As now there is no evidence about if it was ever there.

If there was some way to pause the script (before the deletion)...

4 Likes

My bad, I thought to complicated. Of course, there is a way to interrupt the script. Here we have the TXT validation route in route53:

Normally, rerunning the script would try to either delete the old resource and recreate it (if it was properly saved in the terraform state file) or run into conflicts (in case of trying to create another validation route).

1 Like

Perfect!
The TXT record is there.

Now you simply need to start a timer, pause the script, and check all (four) of your authoritative DNS servers to see how long it takes for them all to show that new TXT record.
Do that timer test three times. Then take the average update time and multiply it by three.
And use that number in your line:

with that calculated number OR 1200 [whichever is larger].

If the number was less than 1200, then we may have a real (yet unknown) problem and musst continue searching for clues about it.
If the number was larger, then try the new number and report back your findings.
[remember to always use the staging system when conducting such obvious testing]

2 Likes

What should happen is that the ACME client should be checking Route 53's API to see if the DNS servers are in sync (that is, if the change set is done) before proceeding. That'd be more reliable than just waiting for a while. I don't know if that particular client's Route 53 implementation does so.

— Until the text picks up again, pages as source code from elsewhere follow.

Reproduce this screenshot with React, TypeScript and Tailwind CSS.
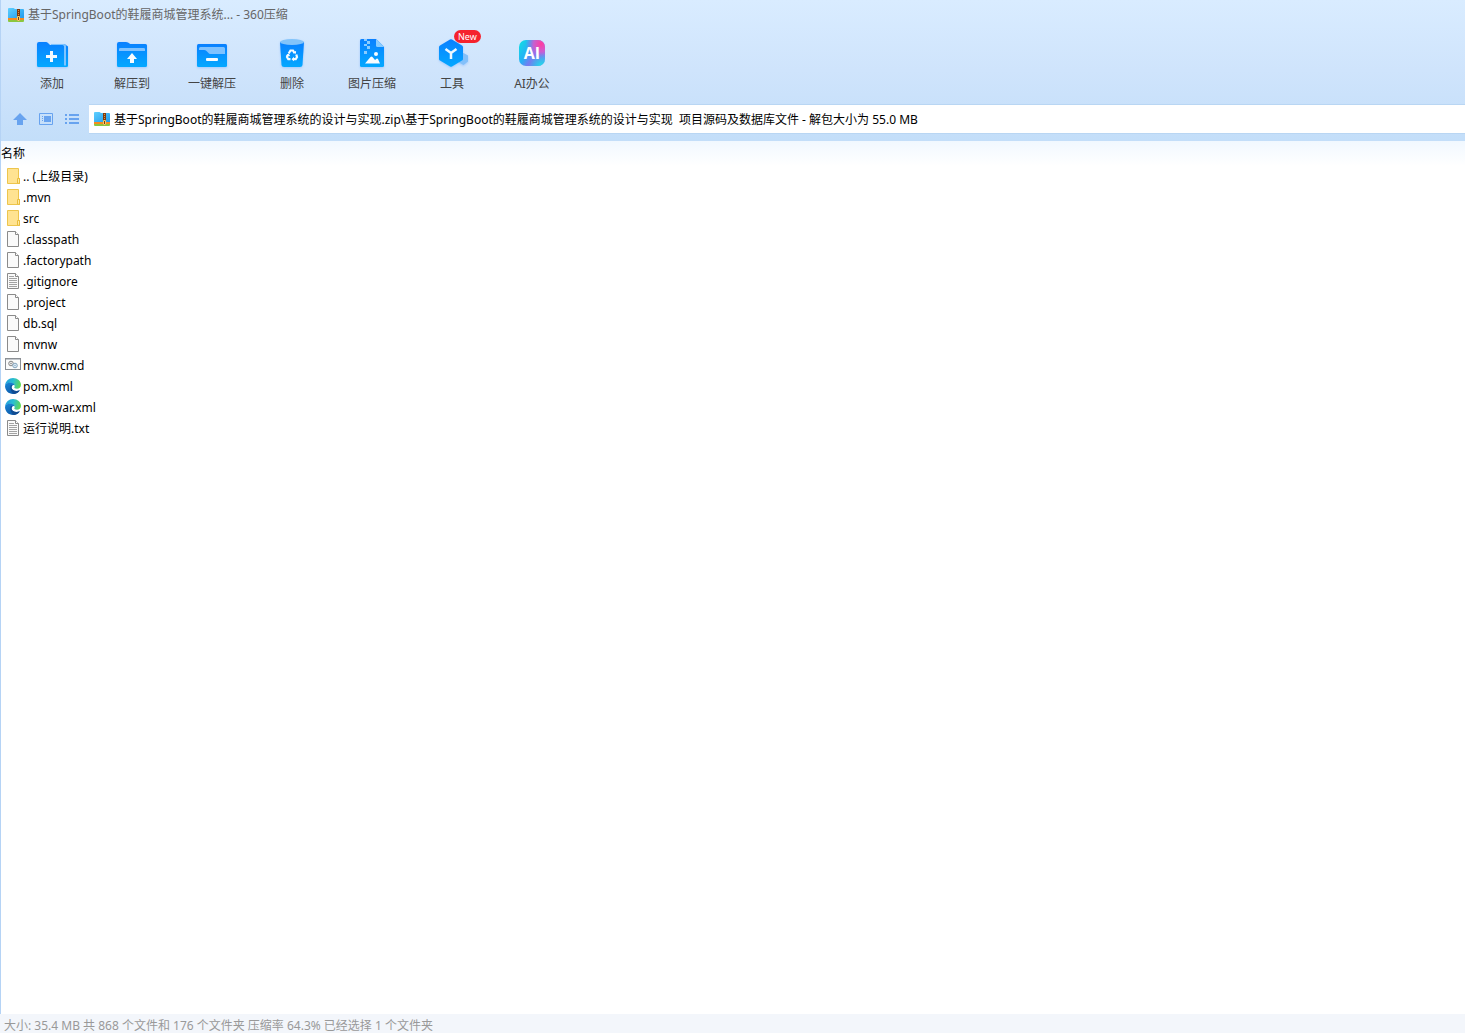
import React from "react";

type IconProps = { className?: string };

function ArchiveLogo() {
  return (
    <svg width="16" height="14" viewBox="0 0 16 14" className="shrink-0" aria-hidden="true">
      <defs>
        <linearGradient id="logoBlue" x1="0" y1="0" x2="1" y2="1">
          <stop offset="0" stopColor="#5fd0ff" />
          <stop offset="1" stopColor="#1f97ea" />
        </linearGradient>
      </defs>
      <path d="M0 1Q0 0 1 0H5.500L7 1H15Q16 1 16 2V11H0Z" fill="url(#logoBlue)" />
      <rect y="10" width="16" height="2" fill="#f78b1f" />
      <path d="M0 12H16V13Q16 14 15 14H1Q0 14 0 13Z" fill="#8cc63f" />
      <rect x="9" y="1" width="3" height="12" fill="#7d3b10" />
      <path d="M10 2h1v1h-1zM10 4h1v1h-1zM10 6h1v1h-1z" fill="#e0913f" />
      <rect x="9" y="8" width="3" height="5" rx="1" fill="#f5cf6a" />
      <rect x="10" y="9" width="1" height="3" fill="#7d3b10" />
    </svg>
  );
}

function ToolSvg({ children, viewBox = "0 0 34 34" }: { children: React.ReactNode; viewBox?: string }) {
  return (
    <svg width="34" height="34" viewBox={viewBox} className="drop-shadow-[0_1px_1px_rgba(60,140,255,0.3)]" aria-hidden="true">
      <defs>
        <linearGradient id="toolBlue" x1="0" y1="0" x2="0" y2="1">
          <stop offset="0" stopColor="#0a80ff" />
          <stop offset="1" stopColor="#04a8ff" />
        </linearGradient>
      </defs>
      {children}
    </svg>
  );
}

const AddIcon = () => (
  <ToolSvg viewBox="0 -1 34 34">
    <path d="M19 6H29.500L33 8.500V27.500Q33 29 31.500 29H19Z" fill="url(#toolBlue)" />
    <path d="M16 6H29Q31 6 31 8V27.500H29V8H16Z" fill="#7fc4ff" />
    <path d="M2 6Q2 4 4 4H11Q12 4 13 5L15 7H27.500Q29 7 29 8.500V29H3.500Q2 29 2 27.500Z" fill="url(#toolBlue)" />
    <path d="M15 13H18V17H22V20H18V24H15V20H11V17H15Z" fill="#f4faff" />
  </ToolSvg>
);

const ExtractIcon = () => (
  <ToolSvg viewBox="0 -1 34 34">
    <path d="M2 6Q2 4 4 4H11Q12 4 13 4.500L14.500 5.500Q15 6 16 6H30.500Q32 6 32 7.500V27.500Q32 29 30.500 29H3.500Q2 29 2 27.500Z" fill="url(#toolBlue)" />
    <path d="M4 11Q4 10 5.500 10H28.500Q30 10 30 11V13H4Z" fill="#7fc2ff" />
    <path d="M17 15L22 21H19V25H15V21H12Z" fill="#f8fcff" />
  </ToolSvg>
);

const QuickExtractIcon = () => (
  <ToolSvg viewBox="0 -1 34 34">
    <rect x="2" y="6" width="30" height="23" rx="1.500" fill="url(#toolBlue)" />
    <path d="M4 10.500Q4 9 5.500 9H28.500Q30 9 30 10.500V16H15.500Q14 16 13 14.500L11.500 13Q10.500 12 9 12H4Z" fill="#7fc2ff" />
    <rect x="11" y="20" width="12" height="3" rx="1" fill="#f8fcff" />
  </ToolSvg>
);

const DeleteIcon = () => (
  <ToolSvg viewBox="0 -1 34 34">
    <path d="M5 4H29L27.500 27Q27.300 29 25 29H9Q6.700 29 6.500 27Z" fill="url(#toolBlue)" />
    <ellipse cx="17" cy="4" rx="12" ry="3" fill="#83c4fa" />
    <g transform="translate(17 17)" fill="none" stroke="#f5fbff" strokeWidth="2.200">
      <path d="M-3.300-1.500L-1.500-4.500H1L2.500-2" />
      <path d="M4.300-.5L5 2L3.700 4.200H.8" />
      <path d="M-1.500 4.200H-3.700L-5 2L-3.800-.4" />
      <path d="M.7-1.900L3.900-1.200L4.100-4.200ZM2 1.800L-.5 4.200L2 6.300ZM-6.200.4L-3.300-1.400L-1.800 1.200Z" fill="#f5fbff" stroke="none" />
    </g>
  </ToolSvg>
);

const ImageIcon = () => (
  <ToolSvg>
    <path d="M5 3.500Q5 2 6.500 2H21L29 10V28.500Q29 30 27.500 30H6.500Q5 30 5 28.500Z" fill="url(#toolBlue)" />
    <path d="M21 2L29 10H22.500Q21 10 21 8.500Z" fill="#8accff" />
    <path d="M9 2h3v2h-3zM12 4h3v3h-3zM9 7h3v2h-3zM12 9h3v3h-3zM9 14h3v3h-3z" fill="#8accff" />
    <circle cx="21" cy="17" r="2" fill="#f8fcff" />
    <path d="M10 26.500L15.500 20Q16.500 19 17.500 20L20 23L21.500 21.800Q22.300 21.300 23 22L25 26.500Z" fill="#f8fcff" />
  </ToolSvg>
);

const ToolsIcon = () => (
  <ToolSvg>
    <path d="M28.500 16L33 18.500V24.500L28.500 28L24 25.500V18.500Z" fill="#83c0fa" />
    <path d="M15 2.500Q16 2 17 2.500L27 8.500Q28 9 28 10V22Q28 23 27 23.600L17 29.500Q16 30 15 29.500L5 23.600Q4 23 4 22V10Q4 9 5 8.500Z" fill="url(#toolBlue)" />
    <path d="M10.500 12L16 16L21.500 12M16 16V22" fill="none" stroke="#eef8ff" strokeWidth="2.500" />
  </ToolSvg>
);

const AiIcon = () => (
  <svg width="34" height="34" viewBox="0 0 34 34" aria-hidden="true">
    <defs>
      <linearGradient id="aiBase" x1="0" y1="0.200" x2="1" y2="0.800">
        <stop offset="0" stopColor="#14d8e6" />
        <stop offset="0.350" stopColor="#28aef5" />
        <stop offset="0.600" stopColor="#7b78f0" />
        <stop offset="1" stopColor="#5b9df5" />
      </linearGradient>
      <radialGradient id="aiPink" cx="0.850" cy="0.150" r="0.600">
        <stop offset="0" stopColor="#ff3d9e" />
        <stop offset="0.500" stopColor="#e552c8" stopOpacity="0.800" />
        <stop offset="1" stopColor="#a060f0" stopOpacity="0" />
      </radialGradient>
      <radialGradient id="aiTeal" cx="0.850" cy="1" r="0.500">
        <stop offset="0" stopColor="#21e0e8" />
        <stop offset="1" stopColor="#21c0e8" stopOpacity="0" />
      </radialGradient>
    </defs>
    <rect x="4" y="3" width="26" height="26" rx="7" fill="url(#aiBase)" />
    <rect x="4" y="3" width="26" height="26" rx="7" fill="url(#aiPink)" />
    <rect x="4" y="3" width="26" height="26" rx="7" fill="url(#aiTeal)" />
    <text x="17" y="22" textAnchor="middle" fontSize="16" fontWeight="700" fill="#fff" fontFamily="'Open Sans','Noto Sans',sans-serif">AI</text>
  </svg>
);

function FolderIcon() {
  return (
    <svg width="16" height="16" viewBox="0 0 16 16" aria-hidden="true">
      <path d="M2.500 .5H13.500V10.500H14.500V15.500H2.500Z" fill="#ffe391" stroke="#edc54c" />
      <path d="M12.500 15V10.500H14.500V15.500Z" fill="#ffeaa6" stroke="#e9bd3d" />
    </svg>
  );
}

function PageIcon({ lines = false }: { lines?: boolean }) {
  return (
    <svg width="16" height="16" viewBox="0 0 16 16" aria-hidden="true">
      <path d="M2.500 .5H10.500L13.500 3.500V15.500H2.500Z" fill="#fafafa" stroke="#8a8a8a" />
      <path d="M10.500 .5V3.500H13.500" fill="#fff" stroke="#8a8a8a" />
      {lines && <path d="M4 3.500H9M4 5.500H12M4 7.500H12M4 9.500H12M4 11.500H12M4 13.500H12" stroke="#a3a3a3" />}
    </svg>
  );
}

function CommandIcon() {
  return (
    <svg width="16" height="16" viewBox="0 0 16 16" aria-hidden="true">
      <rect x=".5" y="1.500" width="15" height="11" fill="#fbfbfb" stroke="#8b8f94" />
      <path d="M1 2.500H15" stroke="#c3c8cd" />
      <circle cx="6" cy="6.500" r="2.300" fill="#eee" stroke="#858585" />
      <circle cx="6" cy="6.500" r=".8" fill="#858585" />
      <circle cx="10" cy="8.500" r="2.300" fill="#dcecf8" stroke="#86a5bd" />
      <circle cx="10" cy="8.500" r=".7" fill="#86a5bd" />
    </svg>
  );
}

function EdgeIcon() {
  return (
    <svg width="16" height="16" viewBox="0 0 16 16" aria-hidden="true">
      <defs>
        <linearGradient id="edgeTop" x1="0" y1="0.300" x2="1" y2="0.500">
          <stop offset="0" stopColor="#219fe0" />
          <stop offset="0.500" stopColor="#2bbfd0" />
          <stop offset="1" stopColor="#62d950" />
        </linearGradient>
        <linearGradient id="edgeBody" x1="0" y1="0" x2="0.600" y2="1">
          <stop offset="0" stopColor="#1a88d8" />
          <stop offset="1" stopColor="#0c58a8" />
        </linearGradient>
      </defs>
      <path d="M0 7.500C.5 3 4 0 8 0C12.500 0 16 3.200 16 6.800C16 9.300 14.200 10.800 12 10.800C10 10.800 9 10 9.300 9.300C10 8.500 9.800 7 8.500 6C6 4 1.500 4.500 0 8Z" fill="url(#edgeTop)" />
      <path d="M0 8C.5 5.500 3 4.200 5.500 4.500C8 4.800 9.600 6 9.700 7.500C8.300 6.500 6.500 7.500 6.500 9.500C6.700 12.500 11 14 14.800 12.300C13.500 14.600 11 16 8 16C3.600 16 0 12.400 0 8Z" fill="url(#edgeBody)" />
      <path d="M6 7C4.800 9 5.200 13.500 9 15.900C12 15.700 13.700 14.300 14.800 12.300C11 14 6.700 12.500 6.500 9.500Q6.500 8 7.500 7.300Z" fill="#104b91" />
    </svg>
  );
}

const tools = [
  { label: "添加", Icon: AddIcon },
  { label: "解压到", Icon: ExtractIcon },
  { label: "一键解压", Icon: QuickExtractIcon },
  { label: "删除", Icon: DeleteIcon },
  { label: "图片压缩", Icon: ImageIcon },
  { label: "工具", Icon: ToolsIcon, badge: "New" },
  { label: "AI办公", Icon: AiIcon },
];

const files: { name: string; icon: React.ReactNode }[] = [
  { name: ".. (上级目录)", icon: <FolderIcon /> },
  { name: ".mvn", icon: <FolderIcon /> },
  { name: "src", icon: <FolderIcon /> },
  { name: ".classpath", icon: <PageIcon /> },
  { name: ".factorypath", icon: <PageIcon /> },
  { name: ".gitignore", icon: <PageIcon lines /> },
  { name: ".project", icon: <PageIcon /> },
  { name: "db.sql", icon: <PageIcon /> },
  { name: "mvnw", icon: <PageIcon /> },
  { name: "mvnw.cmd", icon: <CommandIcon /> },
  { name: "pom.xml", icon: <EdgeIcon /> },
  { name: "pom-war.xml", icon: <EdgeIcon /> },
  { name: "运行说明.txt", icon: <PageIcon lines /> },
];

function UpIcon({ className }: IconProps) {
  return (
    <svg width="14" height="14" viewBox="0 0 14 14" className={className} fill="currentColor" aria-hidden="true">
      <path d="M7 1L14 8H10V13H4V8H0Z" />
    </svg>
  );
}

function PaneIcon({ className }: IconProps) {
  return (
    <svg width="14" height="14" viewBox="0 0 14 14" className={className} fill="currentColor" aria-hidden="true">
      <path d="M.5 1.500H13.500V12.500H.5Z" fill="none" stroke="currentColor" />
      <path d="M3 4h1v1h-1zM3 6h1v1h-1zM3 8h1v1h-1zM5 4h7v6h-7z" />
    </svg>
  );
}

function ListIcon({ className }: IconProps) {
  return (
    <svg width="14" height="14" viewBox="0 0 14 14" className={className} fill="currentColor" aria-hidden="true">
      <path d="M0 2h2v2h-2zM0 6h2v2h-2zM0 10h2v2h-2zM4 2h10v2h-10zM4 6h10v2h-10zM4 10h10v2h-10z" />
    </svg>
  );
}

const views = [
  { label: "上级目录", Icon: UpIcon },
  { label: "预览窗格", Icon: PaneIcon },
  { label: "列表视图", Icon: ListIcon },
];

export default function App() {
  return (
    <div className="flex min-h-screen flex-col bg-white font-['Noto_Sans','Noto_Sans_CJK_SC',sans-serif] text-xs text-black">
      <div className="flex grow flex-col border-l border-[#b5d3f5]">
        <header className="bg-linear-to-b from-[#d9ecff] via-[#cfe4fc] to-[#c3def9]">
          <h1 className="flex h-7 items-center gap-1 pt-px pl-[7px] text-[#666]">
            <ArchiveLogo />
            基于SpringBoot的鞋履商城管理系统... - 360压缩
          </h1>
          <nav className="flex h-19 items-start pt-[9px] pl-[11px]">
            {tools.map(({ label, Icon, badge }) => (
              <button key={label} type="button" className="relative flex w-20 flex-col items-center gap-[3px] text-[#444]">
                <Icon />
                <span className="h-5 leading-5">{label}</span>
                {badge && (
                  <span className="absolute -top-[7px] left-[42px] h-[13px] rounded-full bg-[#f5222d] px-1 text-[9px] leading-[13px] text-white">
                    {badge}
                  </span>
                )}
              </button>
            ))}
          </nav>
          <div className="flex h-[37px] items-start">
            <div className="flex h-[30px] w-[88px] items-center gap-3 pl-3 text-[#68a3ef]">
              {views.map(({ label, Icon }) => (
                <button key={label} type="button" aria-label={label}>
                  <Icon />
                </button>
              ))}
            </div>
            <label className="flex h-[30px] grow items-center gap-1 border-y border-[#b9d6f3] bg-white pl-[5px]">
              <ArchiveLogo />
              <input
                type="text"
                aria-label="路径"
                readOnly
                className="h-5 grow bg-transparent outline-none"
                value={"基于SpringBoot的鞋履商城管理系统的设计与实现.zip\\基于SpringBoot的鞋履商城管理系统的设计与实现  项目源码及数据库文件 - 解包大小为 55.0 MB"}
              />
            </label>
          </div>
        </header>
        <main className="grow">
          <table className="w-full border-collapse">
            <thead>
              <tr className="bg-linear-to-b from-[#f1f8ff] to-white">
                <th scope="col" className="h-[25px] p-0 text-left font-normal">名称</th>
              </tr>
            </thead>
            <tbody>
              {files.map(({ name, icon }) => (
                <tr key={name}>
                  <td className="p-0 pl-1">
                    <span className="flex h-[21px] items-start gap-0.5 pt-0.5 leading-[18px]">
                      {icon}
                      {name}
                    </span>
                  </td>
                </tr>
              ))}
            </tbody>
          </table>
        </main>
      </div>
      <footer className="flex h-[19px] items-center bg-[#f3f6fb] pt-1 pl-1 text-[#999]">
        大小: 35.4 MB 共 868 个文件和 176 个文件夹 压缩率 64.3% 已经选择 1 个文件夹
      </footer>
    </div>
  );
}
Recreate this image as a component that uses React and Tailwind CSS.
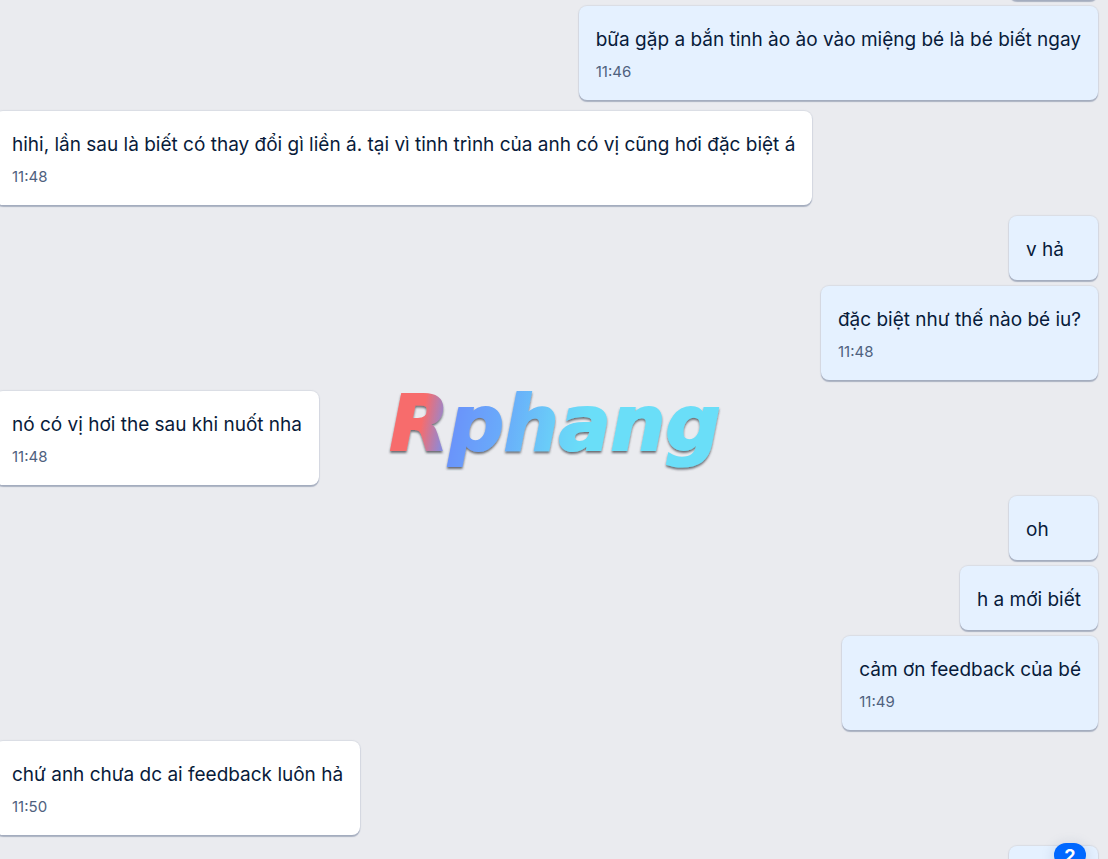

I'm also quite confused as to why, even if the systems weren't in sync, a REFUSED response would be involved at all. Something about what's going on seems weird, especially if that REFUSED status is reproducible. That error message doesn't look like it's coming from the Let's Encrypt servers, even.

3 Likes

@FlorianGerdes Do you have a support contact at AWS? They maybe could look at logs to see why the Route53 DNS sent a Refused response.

I see in the RFC that the response is for

Refused - The name server refuses to 
                 perform the specified operation for
                 policy reasons.  For example, a name
                 server may not wish to provide the
                 information to the particular requester,
                 or a name server may not wish to perform
                 a particular operation (e.g., zone
                 transfer) for particular data.

I have no idea what policy is being violated. Especially since we can see the TXT record now. But AWS should know or be able to tell you better.

I am not at all expert at DNS so maybe the others here will still resolve it. I am just providing more clues.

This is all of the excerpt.